Partial Dependence Plots
Partial Dependence Plots in R can be done using partialPlot function available in the randomForest package.
Prepare and model the data
# Split data into training and validation data, for both predictors and target.
set.seed(42)
split <- sample.split(dataset, SplitRatio=0.7) # for training data
training_set <- subset(dataset, split==TRUE)
test_set <- subset(dataset, split==FALSE)
# Create the training and tests dataframe with only a few selected predicted variables
predictors <- c("LotArea", "YearBuilt", "TotRmsAbvGrd", "SalePrice")
training_set_preds <- training_set[, predictors]
test_set_preds <- test_set[, predictors]
# Create the predictor variable
X <- subset(training_set_preds, select = -SalePrice)
# Select the target variable and call it y
y <- training_set_preds$SalePrice
# Fit Random Forest regression to the dataset and predict a new result
regressor <- randomForest(x=X, y=y, ntree=500)
y_prediction <- predict(regressor, newdata=subset(test_set_preds, select = -SalePrice))

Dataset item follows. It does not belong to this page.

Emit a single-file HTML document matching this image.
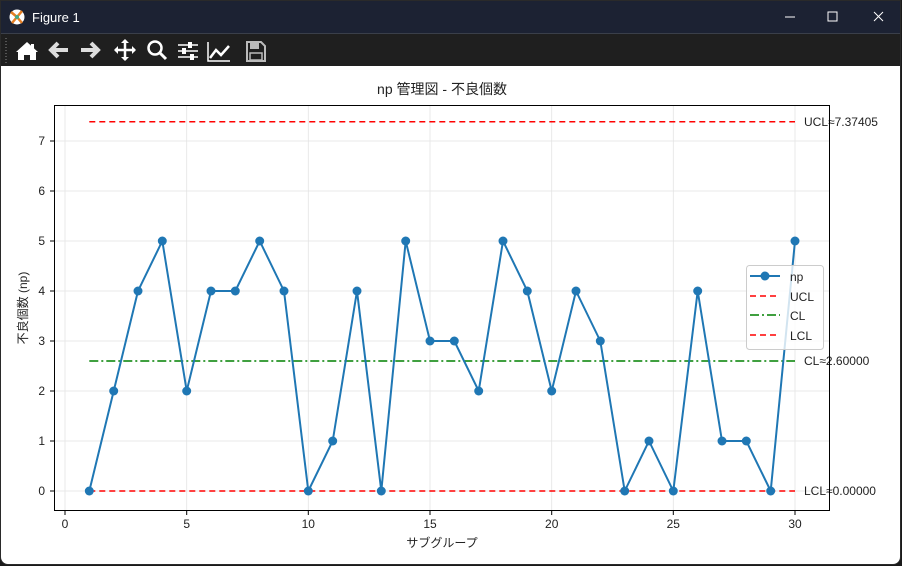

Create the Partial Dependence Plots
# Partial Dependence Plot with LotArea
partialPlot(regressor, X, LotArea)
# Partial Dependence Plot with YearBuilt
partialPlot(regressor, X, YearBuilt)
# Partial Dependence Plot with TotRmsAbvGrd
partialPlot(regressor, X, TotRmsAbvGrd)
SalePrice generally increases as LotArea, YearBuilt, and TotRmsAbvGrd increase, though there is a leveling off between 8 to 10 rooms above ground.
Next steps
I’m going to work on the next few sections. I still have Cross Validation, Data Leakage, and Pipelines yet to figure out and then code. I’m not sure yet how to do those so I’ll keep researching and learning!